Integrity
Integrity assures you that data arrives exactly as it was sent, untouched by malicious actors or inadvertent errors. At its core are cryptographic hash functions like SHA-256 or SHA-3 that compute a fixed size fingerprint for any input. Imagine carving a statue’s fingerprint into stone even if a millimeter’s shift produces a vastly different impression. In digital terms, a single bit change in your file yields a completely different hash, instantly signaling tampering.
To guard against key based attacks on hash functions, systems combine hashing with a secret key in HMACs (Hash based Message Authentication Codes). This is like sealing a letter with a unique wax stamp that only the sender and receiver recognize. If an attacker intercepts the letter and tries to reseal it, the irregular stamp breaks the chain of trust, triggering an alert.

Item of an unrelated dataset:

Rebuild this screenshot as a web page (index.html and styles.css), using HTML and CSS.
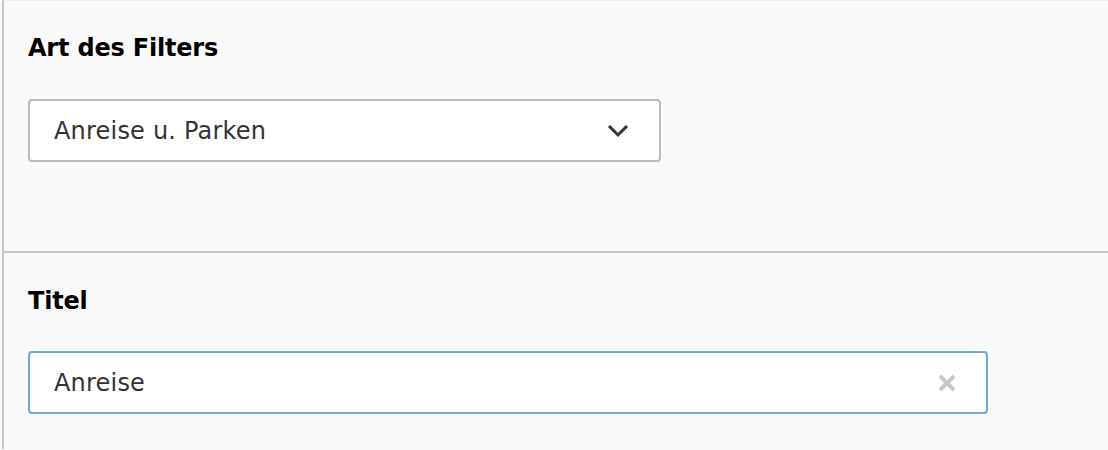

Digital signatures elevate integrity to non-repudiation proof of origin by signing hashes with private keys. Picture a famed artist signing their painting with an indelible mark. Anyone can verify the signature against the public key to confirm authenticity. Even if a malicious actor replaces the painting, but they can not reproduce the artist’s unique signature without the private key.
Version control systems like Git provide another layer of integrity by tracking every change to a repository. Each commit forms a link in a history chain, just like numbering pages in a book so you can’t remove or swap chapters without it being obvious. Rollbacks and diff tools let you compare snapshots and pinpoint exactly when and by whom data has shifted.
Time stamping services embed a trusted timestamp into a document’s hash, creating an incontrovertible record of when the data existed unchanged. It’s much like stamping a date on certified mail, you know not just that it arrived intact, but exactly when it passed through the postal system. This adds legal weight to contracts, logs, and compliance artifacts.
Checksums simpler fuzzy matches—verify integrity for non-sensitive flows like verifying a downloaded ISO image. They are like weighing a parcel, if it’s supposed to be ten pounds but arrives at nine, you know the contents are missing. Although not as stong as cryptographic hashes, checksums catch common transmission errors.
Logs and audit trails round out integrity by recording system events in append only formats. Think of it like a notary’s ledger where each entry is inked permanently. Even privileged administrators can’t secretly edit logs, because tamper evident storage or WORM (Write Once, Read Many) devices lock entries in place, preserving an impartial history of every action.